───── Provided records ─────

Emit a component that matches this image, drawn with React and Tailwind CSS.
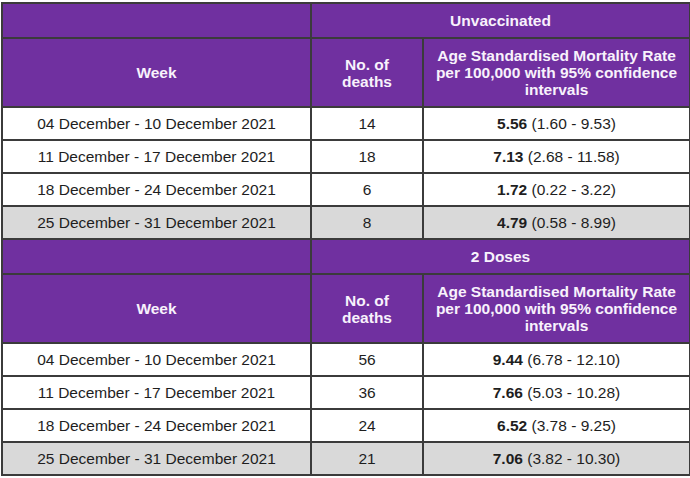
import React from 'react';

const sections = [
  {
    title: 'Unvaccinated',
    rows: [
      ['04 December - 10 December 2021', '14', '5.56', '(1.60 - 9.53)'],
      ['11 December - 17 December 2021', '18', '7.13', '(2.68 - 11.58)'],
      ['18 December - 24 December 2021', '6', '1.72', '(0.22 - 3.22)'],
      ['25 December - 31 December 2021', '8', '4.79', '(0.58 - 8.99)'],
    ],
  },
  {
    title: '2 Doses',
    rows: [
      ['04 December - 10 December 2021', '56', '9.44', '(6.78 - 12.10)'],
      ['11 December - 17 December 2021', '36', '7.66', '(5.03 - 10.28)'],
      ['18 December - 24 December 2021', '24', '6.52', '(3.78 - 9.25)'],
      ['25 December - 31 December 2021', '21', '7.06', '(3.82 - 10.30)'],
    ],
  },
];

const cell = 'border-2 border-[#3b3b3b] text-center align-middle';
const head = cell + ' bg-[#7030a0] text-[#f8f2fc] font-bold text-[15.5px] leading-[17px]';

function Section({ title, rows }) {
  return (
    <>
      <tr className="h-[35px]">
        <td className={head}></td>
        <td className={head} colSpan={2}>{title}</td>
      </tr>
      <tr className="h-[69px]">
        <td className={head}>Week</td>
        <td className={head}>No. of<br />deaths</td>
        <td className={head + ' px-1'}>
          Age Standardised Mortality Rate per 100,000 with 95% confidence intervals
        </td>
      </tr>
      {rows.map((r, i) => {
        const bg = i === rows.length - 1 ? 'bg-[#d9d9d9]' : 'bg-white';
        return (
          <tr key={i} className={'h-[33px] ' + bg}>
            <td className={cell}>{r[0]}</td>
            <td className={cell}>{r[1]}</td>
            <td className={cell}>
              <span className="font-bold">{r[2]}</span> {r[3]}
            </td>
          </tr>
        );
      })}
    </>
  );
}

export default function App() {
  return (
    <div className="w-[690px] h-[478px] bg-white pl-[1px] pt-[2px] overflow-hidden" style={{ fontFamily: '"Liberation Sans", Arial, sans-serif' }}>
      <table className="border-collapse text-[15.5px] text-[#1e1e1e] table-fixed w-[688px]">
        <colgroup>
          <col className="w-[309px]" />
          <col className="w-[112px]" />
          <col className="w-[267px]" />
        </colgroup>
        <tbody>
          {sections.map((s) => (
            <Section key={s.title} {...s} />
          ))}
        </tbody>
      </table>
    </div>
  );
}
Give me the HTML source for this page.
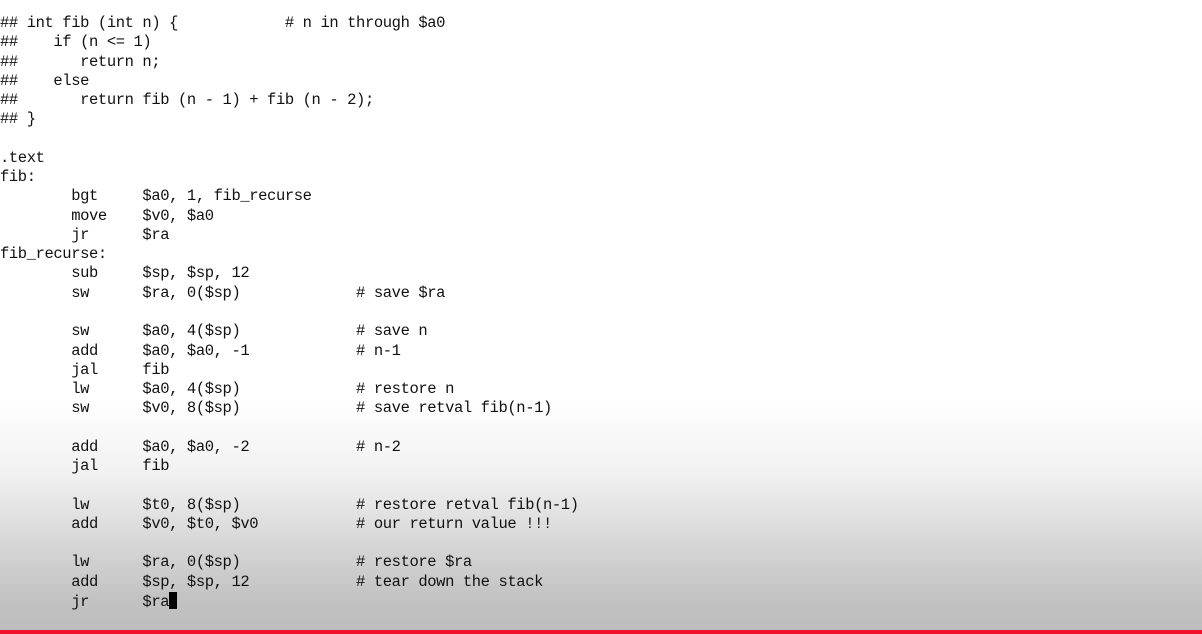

─────

Repeat only the lines from the beginning of the material through the line containing "import React from 'react';", both ends kept, leaving pictures out.

Emit a component that matches this image, drawn with React and Tailwind CSS.
import React from 'react';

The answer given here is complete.